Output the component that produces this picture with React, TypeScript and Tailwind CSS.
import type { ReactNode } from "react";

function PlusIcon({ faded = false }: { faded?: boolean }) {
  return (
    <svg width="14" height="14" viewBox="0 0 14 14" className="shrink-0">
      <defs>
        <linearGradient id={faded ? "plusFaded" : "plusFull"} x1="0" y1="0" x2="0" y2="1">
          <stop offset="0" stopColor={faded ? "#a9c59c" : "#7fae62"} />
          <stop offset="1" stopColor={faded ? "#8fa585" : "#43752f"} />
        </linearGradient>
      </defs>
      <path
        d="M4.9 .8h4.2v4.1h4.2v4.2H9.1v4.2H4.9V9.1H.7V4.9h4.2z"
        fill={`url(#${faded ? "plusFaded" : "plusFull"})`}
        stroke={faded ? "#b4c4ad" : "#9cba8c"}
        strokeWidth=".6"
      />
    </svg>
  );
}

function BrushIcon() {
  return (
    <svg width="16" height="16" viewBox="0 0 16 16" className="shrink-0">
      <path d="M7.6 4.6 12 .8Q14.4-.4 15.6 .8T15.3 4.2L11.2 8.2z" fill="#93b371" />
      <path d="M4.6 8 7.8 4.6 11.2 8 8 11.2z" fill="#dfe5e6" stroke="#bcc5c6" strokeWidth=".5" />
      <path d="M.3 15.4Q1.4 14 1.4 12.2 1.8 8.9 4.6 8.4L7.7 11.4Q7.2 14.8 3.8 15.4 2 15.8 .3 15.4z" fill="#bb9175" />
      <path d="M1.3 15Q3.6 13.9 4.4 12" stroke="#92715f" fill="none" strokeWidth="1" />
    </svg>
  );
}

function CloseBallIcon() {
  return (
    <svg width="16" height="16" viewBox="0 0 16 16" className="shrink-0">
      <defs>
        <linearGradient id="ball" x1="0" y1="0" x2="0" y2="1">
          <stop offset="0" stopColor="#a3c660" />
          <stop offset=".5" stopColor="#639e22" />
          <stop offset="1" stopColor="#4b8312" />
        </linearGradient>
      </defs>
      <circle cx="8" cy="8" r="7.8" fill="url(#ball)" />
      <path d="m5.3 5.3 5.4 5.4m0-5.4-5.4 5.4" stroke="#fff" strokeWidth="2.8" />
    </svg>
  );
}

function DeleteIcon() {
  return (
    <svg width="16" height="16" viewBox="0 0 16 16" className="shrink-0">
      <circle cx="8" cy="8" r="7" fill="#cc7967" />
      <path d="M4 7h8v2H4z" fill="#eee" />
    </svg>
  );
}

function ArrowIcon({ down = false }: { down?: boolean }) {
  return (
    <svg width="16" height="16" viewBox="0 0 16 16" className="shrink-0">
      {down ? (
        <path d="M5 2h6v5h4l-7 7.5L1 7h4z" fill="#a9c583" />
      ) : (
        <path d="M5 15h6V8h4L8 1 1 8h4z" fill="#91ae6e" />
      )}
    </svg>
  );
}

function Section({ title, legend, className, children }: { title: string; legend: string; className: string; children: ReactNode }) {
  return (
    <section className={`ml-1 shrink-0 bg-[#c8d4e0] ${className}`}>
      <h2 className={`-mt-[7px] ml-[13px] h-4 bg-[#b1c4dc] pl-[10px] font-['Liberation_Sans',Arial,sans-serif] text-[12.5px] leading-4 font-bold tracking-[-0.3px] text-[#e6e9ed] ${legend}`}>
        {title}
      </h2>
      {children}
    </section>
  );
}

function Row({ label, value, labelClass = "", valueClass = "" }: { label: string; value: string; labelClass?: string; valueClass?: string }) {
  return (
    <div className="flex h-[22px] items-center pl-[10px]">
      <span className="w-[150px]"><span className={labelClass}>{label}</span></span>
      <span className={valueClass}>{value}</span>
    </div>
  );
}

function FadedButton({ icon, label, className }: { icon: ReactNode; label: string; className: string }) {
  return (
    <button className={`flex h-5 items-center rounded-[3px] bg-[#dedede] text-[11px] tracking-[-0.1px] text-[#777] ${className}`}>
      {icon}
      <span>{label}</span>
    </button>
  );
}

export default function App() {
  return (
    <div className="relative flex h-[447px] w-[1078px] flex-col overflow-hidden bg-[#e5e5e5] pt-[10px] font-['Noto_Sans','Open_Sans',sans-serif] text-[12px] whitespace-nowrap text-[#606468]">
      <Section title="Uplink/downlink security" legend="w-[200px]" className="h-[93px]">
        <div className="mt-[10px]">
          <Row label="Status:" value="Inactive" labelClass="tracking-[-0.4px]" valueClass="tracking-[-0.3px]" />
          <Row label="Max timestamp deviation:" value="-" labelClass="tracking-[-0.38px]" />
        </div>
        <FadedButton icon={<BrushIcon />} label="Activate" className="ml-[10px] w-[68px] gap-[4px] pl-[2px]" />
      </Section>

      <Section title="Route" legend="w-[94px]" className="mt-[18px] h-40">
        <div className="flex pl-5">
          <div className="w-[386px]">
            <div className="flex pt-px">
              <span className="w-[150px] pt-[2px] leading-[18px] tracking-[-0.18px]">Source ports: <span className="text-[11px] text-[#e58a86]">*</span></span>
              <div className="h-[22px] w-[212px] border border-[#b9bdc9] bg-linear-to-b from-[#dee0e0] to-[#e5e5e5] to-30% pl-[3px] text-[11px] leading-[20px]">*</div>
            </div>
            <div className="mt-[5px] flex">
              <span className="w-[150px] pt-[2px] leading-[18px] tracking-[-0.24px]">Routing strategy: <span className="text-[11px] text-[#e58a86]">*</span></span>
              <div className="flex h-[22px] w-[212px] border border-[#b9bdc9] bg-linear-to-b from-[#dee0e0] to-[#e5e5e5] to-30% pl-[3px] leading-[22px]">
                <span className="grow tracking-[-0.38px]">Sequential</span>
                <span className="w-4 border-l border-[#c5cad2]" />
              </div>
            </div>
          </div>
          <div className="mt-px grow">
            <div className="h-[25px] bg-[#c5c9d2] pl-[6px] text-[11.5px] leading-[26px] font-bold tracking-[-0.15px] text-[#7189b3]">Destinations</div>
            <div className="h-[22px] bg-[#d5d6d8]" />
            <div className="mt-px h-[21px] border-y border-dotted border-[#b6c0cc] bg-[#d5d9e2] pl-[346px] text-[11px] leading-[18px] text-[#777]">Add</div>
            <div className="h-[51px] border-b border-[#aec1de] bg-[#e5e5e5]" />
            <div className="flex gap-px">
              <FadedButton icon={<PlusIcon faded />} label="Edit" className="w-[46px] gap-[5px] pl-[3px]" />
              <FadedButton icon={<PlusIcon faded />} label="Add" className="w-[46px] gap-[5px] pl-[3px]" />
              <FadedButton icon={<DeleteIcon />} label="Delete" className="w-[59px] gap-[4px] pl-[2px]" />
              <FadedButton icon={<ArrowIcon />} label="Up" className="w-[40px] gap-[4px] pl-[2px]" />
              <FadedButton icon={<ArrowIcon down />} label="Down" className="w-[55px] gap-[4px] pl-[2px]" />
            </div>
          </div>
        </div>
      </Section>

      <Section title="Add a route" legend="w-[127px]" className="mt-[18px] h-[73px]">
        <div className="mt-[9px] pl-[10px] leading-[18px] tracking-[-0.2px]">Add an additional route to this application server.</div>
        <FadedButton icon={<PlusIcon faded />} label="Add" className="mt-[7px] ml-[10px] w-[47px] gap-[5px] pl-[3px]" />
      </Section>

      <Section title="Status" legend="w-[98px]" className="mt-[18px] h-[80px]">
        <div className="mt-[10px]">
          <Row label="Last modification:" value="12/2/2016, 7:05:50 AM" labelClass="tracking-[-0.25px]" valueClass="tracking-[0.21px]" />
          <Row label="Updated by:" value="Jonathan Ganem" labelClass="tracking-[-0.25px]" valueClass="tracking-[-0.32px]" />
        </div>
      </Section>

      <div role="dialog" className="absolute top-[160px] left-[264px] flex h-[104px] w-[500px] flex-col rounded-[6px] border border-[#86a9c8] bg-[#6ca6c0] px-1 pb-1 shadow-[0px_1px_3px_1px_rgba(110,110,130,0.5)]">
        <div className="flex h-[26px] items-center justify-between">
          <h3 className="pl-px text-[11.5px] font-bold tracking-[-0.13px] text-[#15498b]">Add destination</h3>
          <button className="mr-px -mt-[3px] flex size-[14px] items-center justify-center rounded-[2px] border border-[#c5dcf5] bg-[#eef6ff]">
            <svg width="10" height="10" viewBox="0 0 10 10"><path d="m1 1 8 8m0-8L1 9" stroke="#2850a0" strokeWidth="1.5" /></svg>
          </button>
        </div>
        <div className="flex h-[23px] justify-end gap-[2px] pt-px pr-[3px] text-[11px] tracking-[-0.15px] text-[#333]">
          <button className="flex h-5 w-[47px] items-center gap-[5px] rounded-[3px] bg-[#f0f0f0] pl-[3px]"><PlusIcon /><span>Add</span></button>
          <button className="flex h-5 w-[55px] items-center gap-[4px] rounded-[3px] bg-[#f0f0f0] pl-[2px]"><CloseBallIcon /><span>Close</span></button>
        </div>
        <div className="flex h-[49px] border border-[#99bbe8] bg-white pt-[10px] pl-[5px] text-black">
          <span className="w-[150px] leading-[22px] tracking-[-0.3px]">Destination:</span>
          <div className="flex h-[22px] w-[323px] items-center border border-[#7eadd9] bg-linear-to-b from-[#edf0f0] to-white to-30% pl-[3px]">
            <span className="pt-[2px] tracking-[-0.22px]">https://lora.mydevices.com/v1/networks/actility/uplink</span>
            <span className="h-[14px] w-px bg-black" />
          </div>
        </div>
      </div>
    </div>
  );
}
□ □ □
— EXERCISE PROMPT —
Among the lines of the data, identify those with the word "this". Copy each of them.

— TASK RESPONSE —
Output the component that produces this picture with React, TypeScript and Tailwind CSS.
        <div className="mt-[9px] pl-[10px] leading-[18px] tracking-[-0.2px]">Add an additional route to this application server.</div>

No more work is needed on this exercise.